Three decades later, that’s finally changing with the release of Shadow Dragon and the Blade of Light on the Nintendo Switch. It’s a solid, no-frills port that’s only $5.99, making it an enticing option for fans looking for a history lesson. But it also points to Nintendo’s increasingly confusing strategy for its large library of classic games.

First, the game itself. If you’re coming to Shadow Dragon and the Blade of Light after playing a more recent entry in the series — like, say, 2019’s Three Houses — you’ll probably be shocked by how straightforward the original game is. It doesn’t have any of the relationship-building that eventually became a staple of the franchise. Instead, the focus is almost entirely on turn-based, strategic combat. You control Marth and a small army of soldiers, traveling to different kingdoms to ward off enemies. This almost always means defeating every soldier and capturing the castle.

There are some nice twists in terms of your goals and the map’s geography, and the game neatly interweaves story with combat. I actually found it surprising how well Shadow Dragon and the Blade of Light holds up. It’s particularly great as a Switch game, where I can knock out a battle, or even just a few turns, whenever I have free time. While it’s mostly a straight port, there are some nice modern touches, including a rewind feature, the ability to bookmark mid-battle, and an option to fast-forward through the incredibly slow enemy turns.

As much as I’m enjoying the game, I do wonder why it’s not part of Switch Online. Selling classic games individually is how Nintendo used to operate, of course, with its Virtual Console on platforms like the Wii and Wii U. But that changed with the Switch. In order to lure players to its fledgling online subscription service, Nintendo added a Netflix-like feature, featuring a growing library of NES and SNES titles to play through.

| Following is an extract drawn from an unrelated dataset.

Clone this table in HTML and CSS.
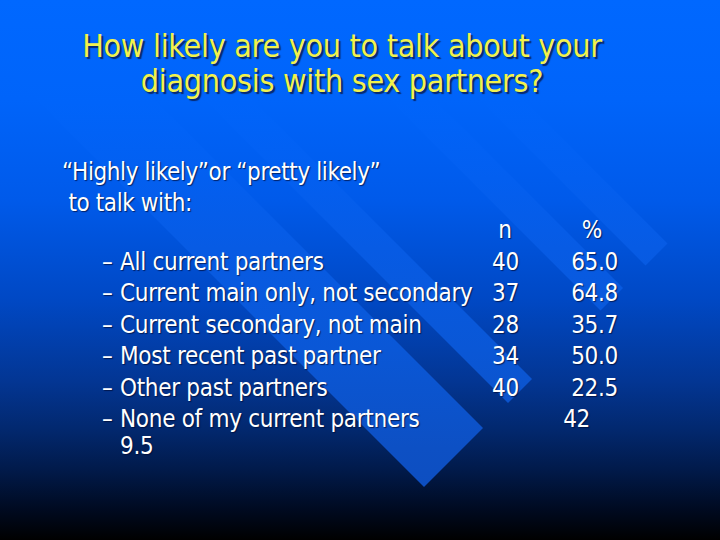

It’s turned into one of my favorite things about the Switch.

In the past, Nintendo has even added unreleased games, most notably Star Fox 2, a canceled SNES game that first debuted as part of the SNES Classic mini-console, as well as Mario Picross, which didn’t originally launch in North America. These kinds of surprise releases are important to drum up excitement for any streaming service. It’s why Netflix spends so much on original series and Microsoft dropped $7.5 billion on Bethesda to beef up Xbox Game Pass.

Switch Online isn’t quite the same as those, but it still needs a steady stream of new (retro) releases to keep people subscribing. And it’s in the unique position where most of the games it announces as coming soon, whether it’s Donkey Kong Country or Super Metroid, are ones that fans are already familiar with. A release like Shadow Dragon and the Blade of Light changes this. It’s a rare surprise.

I fully understand that rereleasing the original Fire Emblem is more involved than most Switch Online titles. Not only does it have some new quality-of-life features, but it’s also a text-heavy game that had to be localized. So in some ways, it makes sense as a standalone release. But it would also be a boon for the subscription service, one that would help simplify Nintendo’s often frustrating approach to its own history that’s scattered across platforms and devices. (To make matters even stranger, much like Super Mario 3D All-Stars, the game will only be on sale until March 31st, 2021.)

Nintendo Switch Online solved some of this, with a steadily growing library that was easily accessible for subscribers, all on an incredibly popular piece of hardware. It’s also not hard to envision a future where that subscription follows you to future Nintendo devices, whatever they may be. Maybe one day I won’t have to repurchase Super Metroid for every new Nintendo console.

I highly recommend Shadow Dragon and the Blade of Light for fans looking to dig into how the series evolved. Playing the original Fire Emblem in 2020 is a fascinating experience that’s long overdue. I just wish the process of playing it, and the rest of Nintendo’s enviable lineup of classic games, was a little more straightforward. Now where is Mother 3.

Fire Emblem: Shadow Dragon and the Blade of Light launches on December 4th on the Nintendo Switch.